Il semble que Wilkes ait été l’un des premiers à le comprendre, par quoi il aurait fait preuve de perspicacité. Dès le début des hostilités, il engageait le gouvernement à ne pas pousser les colons à des mesures extrêmes, qui rendraient la réconciliation impossible. Si les comptes-rendus législatifs de l’époque sont authentiques, Burke et Fox, les grands orateurs de la fin du XVIIIe siècle, n’auraient jamais parlé d’une façon plus juste ou plus éloquente. « Lorsque la résistance est couronnée de succès, ce n’est plus une révolte, c’est une révolution, disait Wilkes aux membres des communes. Qui vous garantit, ajoutait-il, que, si les Américains réussissent à devenir indépendans, ils ne célébreront pas plus tard l’ère glorieuse de la révolution de 1775 comme nous célébrons celle de 1668 ? » D’année en année, à mesure que la lutte s’aggravait, il osait qualifier de grands patriotes les chefs de l’insurrection ; il avouait son admiration pour le peuple américain, ce peuple pieux et religieux, disait-il, qui observe avec ferveur le premier des commandemens divins : croissez et multipliez.
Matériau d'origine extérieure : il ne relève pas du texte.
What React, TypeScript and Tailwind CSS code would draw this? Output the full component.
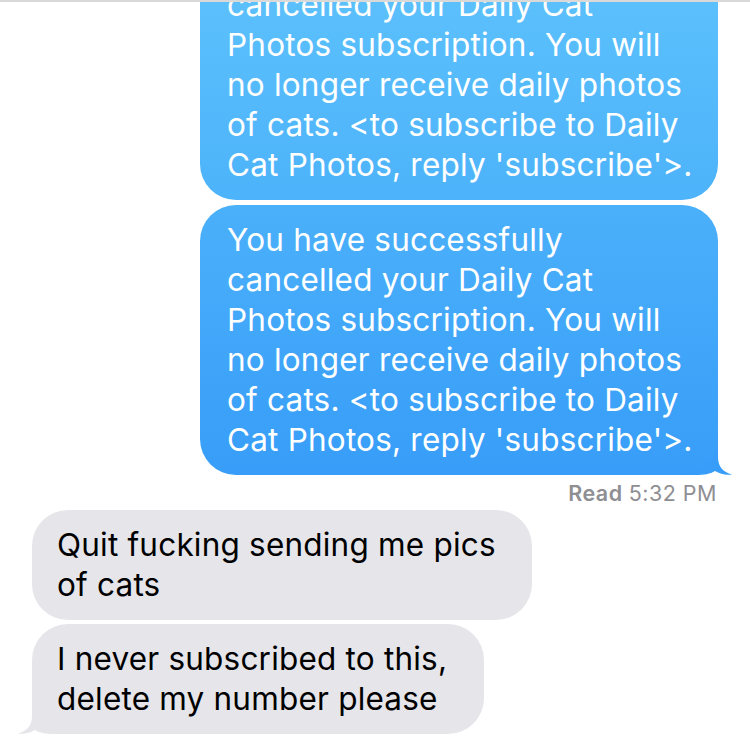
import React from 'react';

const blueLines = [
  'You have successfully',
  'cancelled your Daily Cat',
  'Photos subscription. You will',
  'no longer receive daily photos',
  "of cats. <to subscribe to Daily",
  "Cat Photos, reply 'subscribe'>.",
];

// drawn behind the bubble, so only the part outside the rounded corner shows
const Tail: React.FC<{ color: string; flip?: boolean }> = ({ color, flip }) => (
  <svg
    width="54"
    height="44"
    viewBox="0 0 54 44"
    className={flip ? 'absolute bottom-0 left-[-18px] -z-10 -scale-x-100' : 'absolute bottom-0 right-[-18px] -z-10'}
  >
    <path
      d="M0 0 H36 V26 C36 36 41 41 50 43.5 C44 44.5 38 43 33 40 C28 43 22 44 14 44 H0 Z"
      fill={color}
    />
  </svg>
);

const BlueBubble: React.FC<{ tail?: boolean; gradient: string }> = ({ tail, gradient }) => (
  <div className={`relative w-[518px] rounded-[36px] pl-[27px] pt-[15px] pb-[15px] text-white ${gradient}`}>
    {blueLines.map(line => (
      <div key={line} className="whitespace-nowrap">{line}</div>
    ))}
    {tail && <Tail color="#379df8" />}
  </div>
);

export default function App() {
  return (
    <div
      className="isolate h-[750px] w-[750px] overflow-hidden bg-white border-t-[2px] border-[#d9d9d9]"
      style={{ fontFamily: 'Inter, "Noto Sans", sans-serif' }}
    >
      <div className="mt-[-72px] flex flex-col text-[31.5px] leading-[40px] tracking-[0.2px]">
        {/* Outgoing */}
        <div className="flex flex-col items-end gap-[5px] pr-[32px]">
          <BlueBubble gradient="bg-gradient-to-b from-[#60c4fc] to-[#4db3fa]" />
          <BlueBubble tail gradient="bg-gradient-to-b from-[#4bb0fa] to-[#379df8]" />
        </div>
        <div className="flex justify-end pr-[33px] pt-[5px] text-[21.5px] leading-[26px] tracking-[0.5px] text-[#8e8e93]">
          <span className="font-semibold">Read</span>
          <span className="ml-[6px]">5:32 PM</span>
        </div>

        {/* Incoming */}
        <div className="mt-[4px] flex flex-col items-start gap-[4px] pl-[32px] text-black">
          <div className="w-[500px] rounded-[36px] bg-[#e5e5ea] pl-[25px] pt-[15px] pb-[15px]">
            <div className="whitespace-nowrap">Quit fucking sending me pics</div>
            <div className="whitespace-nowrap">of cats</div>
          </div>
          <div className="relative w-[452px] rounded-[36px] bg-[#e5e5ea] pl-[25px] pt-[15px] pb-[15px]">
            <div className="whitespace-nowrap">I never subscribed to this,</div>
            <div className="whitespace-nowrap">delete my number please</div>
            <Tail color="#e5e5ea" flip />
          </div>
        </div>
      </div>
    </div>
  );
}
N’eût-il défendu que cette thèse avec une semblable vigueur Wilkes aurait déjà tenu dignement sa place dans la chambre des communes ; mais il montra dans d’autres circonstances encore que la multitude avait eu raison d’associer son nom à celui de la liberté dix ans auparavant[1]. D’abord il obtint que la chambre effacerait de ses registres la délibération inique en vertu de laquelle il avait été jadis expulsé et remplacé par le colonel Luttrell. C’était une victoire tardive dont tous les amis sincères de la constitution devaient se féliciter. Puis il entreprit de faire passer un bill sur la réforme électorale. Il échoua, ce n’est pas étonnant. William Pitt lui-même reproduisit un peu plus tard la même motion avec aussi peu de succès. Du reste, sur la fin du trop long ministère de lord North, l’opposition avait le beau rôle, on en conviendra. Rien ne réussissait de ce que le gouvernement avait entrepris. Outre que la guerre était malheureuse, l’Irlande s’agitait, une émeute

  1. On raconte qu’à l’époque où le parti de la cour était le plus irrité contre Wilkes, le prince de Galles, encore enfant, entra un jour dans le cabinet du roi en criant : « Vive Wilkes et la liberté. » C’était le mot d’ordre que proféraient toutes les bouches, que l’on écrivait sur tous les murs.